(Given instruction)
Copy each line in which the string "components" occurs.

(Available data)
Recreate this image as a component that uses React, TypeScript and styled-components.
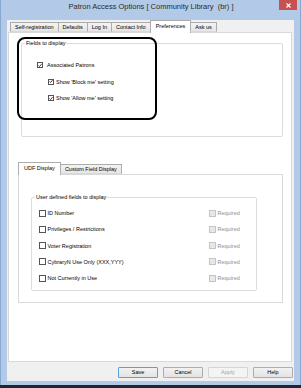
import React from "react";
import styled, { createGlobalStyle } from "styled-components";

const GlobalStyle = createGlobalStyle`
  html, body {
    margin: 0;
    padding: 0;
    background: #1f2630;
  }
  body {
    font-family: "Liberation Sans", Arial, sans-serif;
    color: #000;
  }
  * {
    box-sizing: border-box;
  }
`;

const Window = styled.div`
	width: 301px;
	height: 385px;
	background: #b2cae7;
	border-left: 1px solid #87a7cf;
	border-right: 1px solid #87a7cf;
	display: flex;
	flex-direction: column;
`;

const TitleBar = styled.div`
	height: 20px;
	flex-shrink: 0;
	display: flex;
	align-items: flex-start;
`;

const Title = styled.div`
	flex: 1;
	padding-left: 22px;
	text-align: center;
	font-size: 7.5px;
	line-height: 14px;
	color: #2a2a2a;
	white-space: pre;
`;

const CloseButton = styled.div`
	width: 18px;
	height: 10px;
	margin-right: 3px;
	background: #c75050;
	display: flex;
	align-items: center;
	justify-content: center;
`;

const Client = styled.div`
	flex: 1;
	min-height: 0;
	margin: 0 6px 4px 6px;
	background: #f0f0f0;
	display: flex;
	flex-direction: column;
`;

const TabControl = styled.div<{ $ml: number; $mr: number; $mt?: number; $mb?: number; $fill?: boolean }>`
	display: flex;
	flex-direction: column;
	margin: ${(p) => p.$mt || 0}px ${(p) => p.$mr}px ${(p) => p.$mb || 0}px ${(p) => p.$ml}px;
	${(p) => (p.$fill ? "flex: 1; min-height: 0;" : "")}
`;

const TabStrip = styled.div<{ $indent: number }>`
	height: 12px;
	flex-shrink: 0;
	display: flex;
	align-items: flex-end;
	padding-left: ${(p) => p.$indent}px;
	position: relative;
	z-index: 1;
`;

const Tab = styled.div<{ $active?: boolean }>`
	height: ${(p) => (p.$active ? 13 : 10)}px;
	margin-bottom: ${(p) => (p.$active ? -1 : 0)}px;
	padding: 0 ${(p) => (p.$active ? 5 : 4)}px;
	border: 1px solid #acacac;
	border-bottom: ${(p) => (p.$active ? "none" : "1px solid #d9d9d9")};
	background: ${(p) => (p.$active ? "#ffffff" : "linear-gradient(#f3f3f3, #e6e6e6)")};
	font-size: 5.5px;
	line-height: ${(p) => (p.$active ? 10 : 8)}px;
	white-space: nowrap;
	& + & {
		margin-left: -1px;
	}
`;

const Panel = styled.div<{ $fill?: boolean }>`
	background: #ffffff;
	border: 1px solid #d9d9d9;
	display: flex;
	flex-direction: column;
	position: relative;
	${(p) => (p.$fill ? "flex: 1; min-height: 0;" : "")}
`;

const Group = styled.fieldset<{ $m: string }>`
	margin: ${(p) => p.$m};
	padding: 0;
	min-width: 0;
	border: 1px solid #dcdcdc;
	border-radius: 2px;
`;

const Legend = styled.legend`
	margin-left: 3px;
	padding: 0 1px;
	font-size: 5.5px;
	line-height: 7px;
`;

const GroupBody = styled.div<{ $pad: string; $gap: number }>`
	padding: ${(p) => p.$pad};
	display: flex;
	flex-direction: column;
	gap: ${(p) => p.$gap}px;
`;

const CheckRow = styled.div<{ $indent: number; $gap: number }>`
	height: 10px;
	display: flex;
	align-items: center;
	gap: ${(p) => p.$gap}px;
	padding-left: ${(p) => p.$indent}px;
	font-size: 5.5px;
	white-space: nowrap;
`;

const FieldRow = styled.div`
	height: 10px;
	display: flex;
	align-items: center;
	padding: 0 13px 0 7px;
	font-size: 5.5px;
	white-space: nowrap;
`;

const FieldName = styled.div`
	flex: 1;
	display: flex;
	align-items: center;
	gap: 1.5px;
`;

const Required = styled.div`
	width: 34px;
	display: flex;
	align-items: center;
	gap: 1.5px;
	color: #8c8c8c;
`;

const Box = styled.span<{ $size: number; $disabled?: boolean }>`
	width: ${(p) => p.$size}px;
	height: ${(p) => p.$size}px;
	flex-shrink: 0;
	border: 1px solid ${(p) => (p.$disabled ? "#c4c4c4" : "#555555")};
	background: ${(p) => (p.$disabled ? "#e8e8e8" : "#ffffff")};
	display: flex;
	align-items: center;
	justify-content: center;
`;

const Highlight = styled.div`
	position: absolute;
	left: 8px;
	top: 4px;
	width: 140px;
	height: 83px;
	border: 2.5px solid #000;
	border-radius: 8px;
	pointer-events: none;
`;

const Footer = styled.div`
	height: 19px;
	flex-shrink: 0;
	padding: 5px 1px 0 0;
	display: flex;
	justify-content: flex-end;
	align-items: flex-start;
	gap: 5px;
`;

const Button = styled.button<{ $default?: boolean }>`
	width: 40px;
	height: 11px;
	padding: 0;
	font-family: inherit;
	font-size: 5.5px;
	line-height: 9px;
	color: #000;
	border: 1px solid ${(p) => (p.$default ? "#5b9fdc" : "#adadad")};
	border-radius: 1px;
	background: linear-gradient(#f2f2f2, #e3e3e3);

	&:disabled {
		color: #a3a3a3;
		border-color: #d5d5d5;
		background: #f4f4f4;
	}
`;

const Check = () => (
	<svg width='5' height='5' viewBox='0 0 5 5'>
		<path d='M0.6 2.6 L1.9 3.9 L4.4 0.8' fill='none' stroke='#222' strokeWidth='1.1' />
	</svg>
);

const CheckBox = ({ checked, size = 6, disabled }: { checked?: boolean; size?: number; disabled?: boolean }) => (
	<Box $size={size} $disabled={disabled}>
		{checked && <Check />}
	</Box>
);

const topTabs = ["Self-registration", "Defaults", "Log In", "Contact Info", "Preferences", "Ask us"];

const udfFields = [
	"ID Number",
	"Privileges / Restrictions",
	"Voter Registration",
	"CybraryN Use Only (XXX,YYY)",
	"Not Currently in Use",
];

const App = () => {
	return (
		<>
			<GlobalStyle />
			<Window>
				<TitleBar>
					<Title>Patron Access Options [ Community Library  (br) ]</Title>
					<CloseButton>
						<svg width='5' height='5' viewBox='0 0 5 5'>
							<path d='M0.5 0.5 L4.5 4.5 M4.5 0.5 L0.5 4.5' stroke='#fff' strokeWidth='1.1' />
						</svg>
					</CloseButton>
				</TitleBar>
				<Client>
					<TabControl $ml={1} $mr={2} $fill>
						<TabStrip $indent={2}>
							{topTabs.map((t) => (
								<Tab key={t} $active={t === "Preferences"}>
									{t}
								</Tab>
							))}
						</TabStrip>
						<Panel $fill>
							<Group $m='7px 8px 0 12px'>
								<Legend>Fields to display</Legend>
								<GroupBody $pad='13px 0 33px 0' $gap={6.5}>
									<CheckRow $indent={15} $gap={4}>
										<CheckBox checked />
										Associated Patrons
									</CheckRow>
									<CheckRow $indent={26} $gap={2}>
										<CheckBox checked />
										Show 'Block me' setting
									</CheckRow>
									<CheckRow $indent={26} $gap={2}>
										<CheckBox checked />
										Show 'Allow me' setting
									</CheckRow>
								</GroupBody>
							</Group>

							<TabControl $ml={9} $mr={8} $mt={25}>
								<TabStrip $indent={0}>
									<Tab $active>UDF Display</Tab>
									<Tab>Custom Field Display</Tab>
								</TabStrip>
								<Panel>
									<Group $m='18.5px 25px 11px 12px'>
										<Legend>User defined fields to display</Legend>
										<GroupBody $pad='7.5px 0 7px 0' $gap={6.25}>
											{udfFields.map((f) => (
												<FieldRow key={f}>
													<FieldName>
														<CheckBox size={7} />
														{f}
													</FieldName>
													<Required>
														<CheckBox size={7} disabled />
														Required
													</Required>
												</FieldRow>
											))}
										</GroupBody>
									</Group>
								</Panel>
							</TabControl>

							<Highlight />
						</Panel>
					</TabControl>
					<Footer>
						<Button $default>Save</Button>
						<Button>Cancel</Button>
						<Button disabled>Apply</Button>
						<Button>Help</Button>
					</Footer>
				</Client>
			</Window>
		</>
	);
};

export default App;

(Written answer)
Recreate this image as a component that uses React, TypeScript and styled-components.
import styled, { createGlobalStyle } from "styled-components";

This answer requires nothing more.